_TASK GOAL:_
Lines containing the string "this" are to be counted; report the total by itself.

_SOURCE MATERIAL:_
=-=-=-=-=

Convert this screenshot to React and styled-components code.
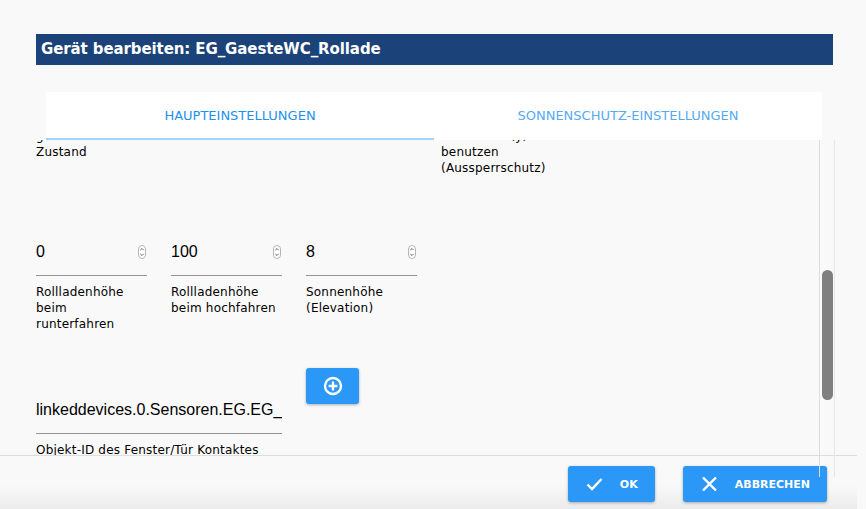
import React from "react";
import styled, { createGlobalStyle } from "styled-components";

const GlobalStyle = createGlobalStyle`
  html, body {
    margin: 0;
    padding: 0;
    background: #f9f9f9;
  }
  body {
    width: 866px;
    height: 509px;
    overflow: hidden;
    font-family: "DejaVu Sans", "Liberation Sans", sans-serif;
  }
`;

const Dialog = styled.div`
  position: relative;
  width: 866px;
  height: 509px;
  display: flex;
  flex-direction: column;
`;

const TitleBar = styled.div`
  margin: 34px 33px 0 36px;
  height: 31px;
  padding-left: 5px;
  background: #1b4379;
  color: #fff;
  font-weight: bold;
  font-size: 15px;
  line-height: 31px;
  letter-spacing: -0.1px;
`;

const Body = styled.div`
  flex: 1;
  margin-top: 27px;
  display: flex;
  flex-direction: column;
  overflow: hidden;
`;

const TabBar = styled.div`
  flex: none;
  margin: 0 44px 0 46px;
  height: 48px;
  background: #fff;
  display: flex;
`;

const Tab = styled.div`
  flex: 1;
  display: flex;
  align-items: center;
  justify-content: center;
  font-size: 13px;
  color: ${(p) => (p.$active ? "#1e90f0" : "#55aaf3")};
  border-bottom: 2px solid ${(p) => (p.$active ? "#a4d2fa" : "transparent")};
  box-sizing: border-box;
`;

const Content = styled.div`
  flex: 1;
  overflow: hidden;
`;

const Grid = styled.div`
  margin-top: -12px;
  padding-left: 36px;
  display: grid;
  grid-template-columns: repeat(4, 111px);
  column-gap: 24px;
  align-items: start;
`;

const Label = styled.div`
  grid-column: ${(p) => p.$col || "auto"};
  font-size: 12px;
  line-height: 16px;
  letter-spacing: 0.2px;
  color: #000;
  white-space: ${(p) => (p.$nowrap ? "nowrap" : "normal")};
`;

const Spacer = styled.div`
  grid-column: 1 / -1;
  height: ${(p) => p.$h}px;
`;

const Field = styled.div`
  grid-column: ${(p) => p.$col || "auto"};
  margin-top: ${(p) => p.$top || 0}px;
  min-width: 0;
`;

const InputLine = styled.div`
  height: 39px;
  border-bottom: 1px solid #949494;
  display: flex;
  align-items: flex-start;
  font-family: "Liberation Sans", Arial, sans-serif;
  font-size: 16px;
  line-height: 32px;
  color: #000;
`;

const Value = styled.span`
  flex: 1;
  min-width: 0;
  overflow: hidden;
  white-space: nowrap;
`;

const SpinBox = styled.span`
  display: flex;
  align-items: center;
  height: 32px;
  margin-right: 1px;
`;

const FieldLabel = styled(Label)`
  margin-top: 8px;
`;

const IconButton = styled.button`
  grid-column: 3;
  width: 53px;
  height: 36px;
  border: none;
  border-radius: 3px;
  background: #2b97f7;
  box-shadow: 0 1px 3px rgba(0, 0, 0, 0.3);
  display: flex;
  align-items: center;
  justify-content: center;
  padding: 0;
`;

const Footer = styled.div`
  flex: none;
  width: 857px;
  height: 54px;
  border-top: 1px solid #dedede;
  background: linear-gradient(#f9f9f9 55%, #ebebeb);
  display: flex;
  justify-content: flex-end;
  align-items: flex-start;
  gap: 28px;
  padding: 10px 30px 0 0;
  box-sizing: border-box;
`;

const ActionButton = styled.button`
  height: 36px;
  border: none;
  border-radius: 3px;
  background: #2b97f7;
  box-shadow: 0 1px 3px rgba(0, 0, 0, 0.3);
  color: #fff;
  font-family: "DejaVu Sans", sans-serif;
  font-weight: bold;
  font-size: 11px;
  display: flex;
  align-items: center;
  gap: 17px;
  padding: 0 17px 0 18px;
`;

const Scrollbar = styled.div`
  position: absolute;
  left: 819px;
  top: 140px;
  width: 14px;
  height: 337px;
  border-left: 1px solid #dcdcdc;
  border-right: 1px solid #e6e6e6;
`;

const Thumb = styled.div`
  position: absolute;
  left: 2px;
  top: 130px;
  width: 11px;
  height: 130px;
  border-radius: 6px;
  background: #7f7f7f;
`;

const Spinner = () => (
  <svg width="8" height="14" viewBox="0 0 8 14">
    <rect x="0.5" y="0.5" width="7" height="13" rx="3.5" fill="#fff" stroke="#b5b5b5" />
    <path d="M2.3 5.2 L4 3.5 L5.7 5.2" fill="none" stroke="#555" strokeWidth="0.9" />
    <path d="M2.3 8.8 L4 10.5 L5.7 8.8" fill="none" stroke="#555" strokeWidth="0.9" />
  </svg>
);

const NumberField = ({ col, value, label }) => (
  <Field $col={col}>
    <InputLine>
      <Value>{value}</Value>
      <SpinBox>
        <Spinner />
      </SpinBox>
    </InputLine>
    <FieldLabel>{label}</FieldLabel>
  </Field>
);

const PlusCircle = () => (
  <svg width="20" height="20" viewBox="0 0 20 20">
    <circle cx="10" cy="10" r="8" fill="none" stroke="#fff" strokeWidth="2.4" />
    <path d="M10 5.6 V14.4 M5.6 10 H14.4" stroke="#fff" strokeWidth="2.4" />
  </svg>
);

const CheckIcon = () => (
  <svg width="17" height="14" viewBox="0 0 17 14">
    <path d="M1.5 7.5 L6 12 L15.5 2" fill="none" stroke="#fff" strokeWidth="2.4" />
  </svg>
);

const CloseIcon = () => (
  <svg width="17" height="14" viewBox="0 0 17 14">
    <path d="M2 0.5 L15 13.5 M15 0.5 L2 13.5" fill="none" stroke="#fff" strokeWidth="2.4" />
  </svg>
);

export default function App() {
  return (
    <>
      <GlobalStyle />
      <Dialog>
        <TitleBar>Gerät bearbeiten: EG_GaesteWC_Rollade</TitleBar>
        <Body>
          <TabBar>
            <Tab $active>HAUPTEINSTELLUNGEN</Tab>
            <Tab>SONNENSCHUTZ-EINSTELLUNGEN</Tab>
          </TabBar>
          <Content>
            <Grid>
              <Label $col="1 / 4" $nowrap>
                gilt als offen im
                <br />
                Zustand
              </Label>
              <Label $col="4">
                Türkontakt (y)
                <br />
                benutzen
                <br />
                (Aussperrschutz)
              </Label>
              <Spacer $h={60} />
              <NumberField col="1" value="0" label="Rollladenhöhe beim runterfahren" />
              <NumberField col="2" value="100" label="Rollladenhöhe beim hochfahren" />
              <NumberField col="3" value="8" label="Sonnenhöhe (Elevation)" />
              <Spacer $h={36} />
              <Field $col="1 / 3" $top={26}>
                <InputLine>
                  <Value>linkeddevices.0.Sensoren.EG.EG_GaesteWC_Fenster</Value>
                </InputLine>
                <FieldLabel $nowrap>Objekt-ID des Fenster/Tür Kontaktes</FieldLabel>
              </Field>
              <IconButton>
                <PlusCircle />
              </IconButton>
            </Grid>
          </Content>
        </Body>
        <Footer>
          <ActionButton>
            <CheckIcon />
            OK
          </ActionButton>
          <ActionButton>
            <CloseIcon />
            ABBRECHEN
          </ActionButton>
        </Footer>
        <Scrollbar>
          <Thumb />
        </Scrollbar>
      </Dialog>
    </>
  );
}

=-=-=-=-=

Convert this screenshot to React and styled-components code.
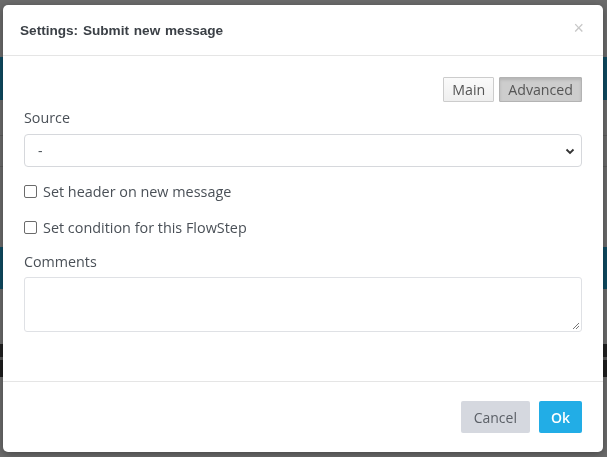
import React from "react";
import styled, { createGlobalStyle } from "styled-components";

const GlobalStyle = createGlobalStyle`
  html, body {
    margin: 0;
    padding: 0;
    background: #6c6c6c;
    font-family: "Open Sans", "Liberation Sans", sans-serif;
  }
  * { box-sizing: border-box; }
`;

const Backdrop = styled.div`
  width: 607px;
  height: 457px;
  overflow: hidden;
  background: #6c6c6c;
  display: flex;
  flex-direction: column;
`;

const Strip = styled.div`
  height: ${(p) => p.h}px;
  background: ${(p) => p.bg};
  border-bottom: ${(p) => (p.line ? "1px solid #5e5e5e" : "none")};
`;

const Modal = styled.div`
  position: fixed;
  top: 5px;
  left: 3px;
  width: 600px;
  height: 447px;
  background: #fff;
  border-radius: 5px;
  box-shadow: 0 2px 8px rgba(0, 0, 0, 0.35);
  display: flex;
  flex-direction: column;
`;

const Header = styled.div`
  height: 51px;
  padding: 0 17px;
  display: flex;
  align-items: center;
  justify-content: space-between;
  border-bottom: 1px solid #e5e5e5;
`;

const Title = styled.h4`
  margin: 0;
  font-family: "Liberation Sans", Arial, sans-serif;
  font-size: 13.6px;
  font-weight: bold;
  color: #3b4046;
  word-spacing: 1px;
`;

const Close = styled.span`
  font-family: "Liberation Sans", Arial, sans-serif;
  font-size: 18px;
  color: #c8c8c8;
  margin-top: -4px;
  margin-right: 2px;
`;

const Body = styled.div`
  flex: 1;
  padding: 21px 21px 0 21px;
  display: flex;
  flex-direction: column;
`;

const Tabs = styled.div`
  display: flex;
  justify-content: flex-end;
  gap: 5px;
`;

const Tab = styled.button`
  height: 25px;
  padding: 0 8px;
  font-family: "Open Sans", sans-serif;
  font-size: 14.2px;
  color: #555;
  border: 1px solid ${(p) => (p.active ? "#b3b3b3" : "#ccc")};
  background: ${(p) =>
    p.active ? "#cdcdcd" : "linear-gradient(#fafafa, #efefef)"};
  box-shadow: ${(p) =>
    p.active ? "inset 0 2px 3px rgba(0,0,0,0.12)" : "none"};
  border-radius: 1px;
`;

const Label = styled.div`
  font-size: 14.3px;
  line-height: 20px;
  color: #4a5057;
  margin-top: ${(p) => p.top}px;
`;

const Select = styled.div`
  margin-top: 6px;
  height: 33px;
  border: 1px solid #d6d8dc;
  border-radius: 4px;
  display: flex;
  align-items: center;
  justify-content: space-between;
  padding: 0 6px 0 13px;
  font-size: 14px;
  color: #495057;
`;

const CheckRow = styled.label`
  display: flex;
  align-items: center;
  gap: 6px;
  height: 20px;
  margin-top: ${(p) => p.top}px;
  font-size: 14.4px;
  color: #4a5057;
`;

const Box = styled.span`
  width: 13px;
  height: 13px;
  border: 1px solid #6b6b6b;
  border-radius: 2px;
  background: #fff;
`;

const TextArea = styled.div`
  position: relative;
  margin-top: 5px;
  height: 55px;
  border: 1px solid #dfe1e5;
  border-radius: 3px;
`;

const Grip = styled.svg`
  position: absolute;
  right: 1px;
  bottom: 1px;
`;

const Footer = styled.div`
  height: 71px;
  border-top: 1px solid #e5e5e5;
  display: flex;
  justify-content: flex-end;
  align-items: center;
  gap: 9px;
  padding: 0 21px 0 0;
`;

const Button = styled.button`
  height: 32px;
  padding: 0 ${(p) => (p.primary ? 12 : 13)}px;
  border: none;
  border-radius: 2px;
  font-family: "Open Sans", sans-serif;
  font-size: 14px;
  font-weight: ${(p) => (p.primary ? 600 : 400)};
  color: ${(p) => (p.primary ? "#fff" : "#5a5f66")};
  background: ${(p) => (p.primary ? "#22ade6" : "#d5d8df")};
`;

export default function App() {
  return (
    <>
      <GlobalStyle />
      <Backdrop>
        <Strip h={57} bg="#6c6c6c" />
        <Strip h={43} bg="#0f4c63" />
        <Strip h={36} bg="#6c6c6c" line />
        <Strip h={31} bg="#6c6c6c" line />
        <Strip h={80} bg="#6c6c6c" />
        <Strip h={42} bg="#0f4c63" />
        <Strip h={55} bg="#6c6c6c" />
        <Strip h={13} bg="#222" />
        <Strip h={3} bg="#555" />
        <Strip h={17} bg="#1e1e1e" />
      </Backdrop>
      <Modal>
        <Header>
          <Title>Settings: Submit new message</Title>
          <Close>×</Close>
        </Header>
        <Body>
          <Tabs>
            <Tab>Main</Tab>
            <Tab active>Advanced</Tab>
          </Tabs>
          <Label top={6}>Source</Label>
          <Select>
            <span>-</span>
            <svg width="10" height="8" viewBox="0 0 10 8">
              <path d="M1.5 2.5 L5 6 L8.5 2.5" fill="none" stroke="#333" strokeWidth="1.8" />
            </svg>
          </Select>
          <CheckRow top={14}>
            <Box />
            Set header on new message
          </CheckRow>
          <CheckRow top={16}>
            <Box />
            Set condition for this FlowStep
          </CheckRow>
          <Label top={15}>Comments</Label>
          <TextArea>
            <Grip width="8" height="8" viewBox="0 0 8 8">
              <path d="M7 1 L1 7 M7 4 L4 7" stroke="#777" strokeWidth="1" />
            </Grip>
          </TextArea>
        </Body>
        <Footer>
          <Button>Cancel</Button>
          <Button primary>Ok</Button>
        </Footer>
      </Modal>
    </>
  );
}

=-=-=-=-=

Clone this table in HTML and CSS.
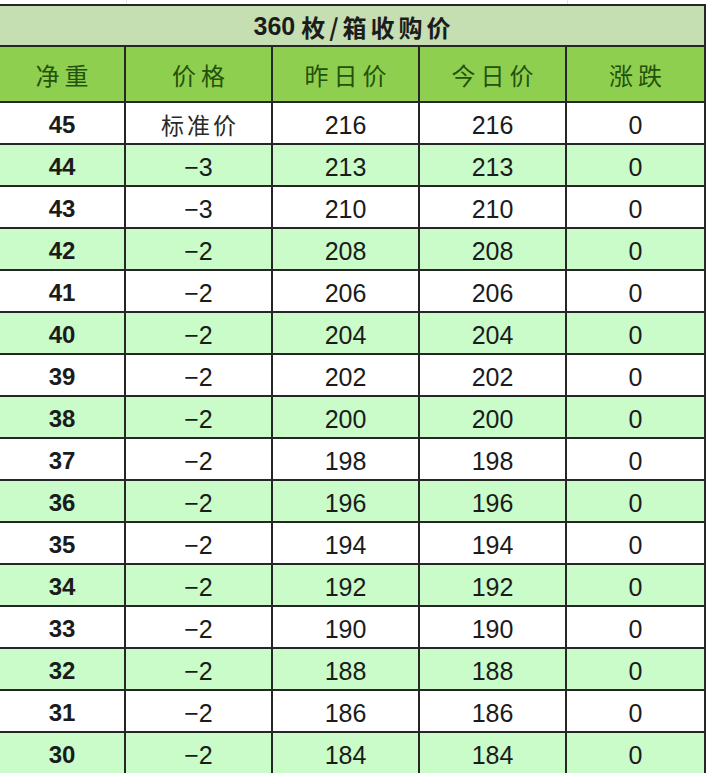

=-=-=-=-=

_SOLUTION TO THE EXERCISE:_
4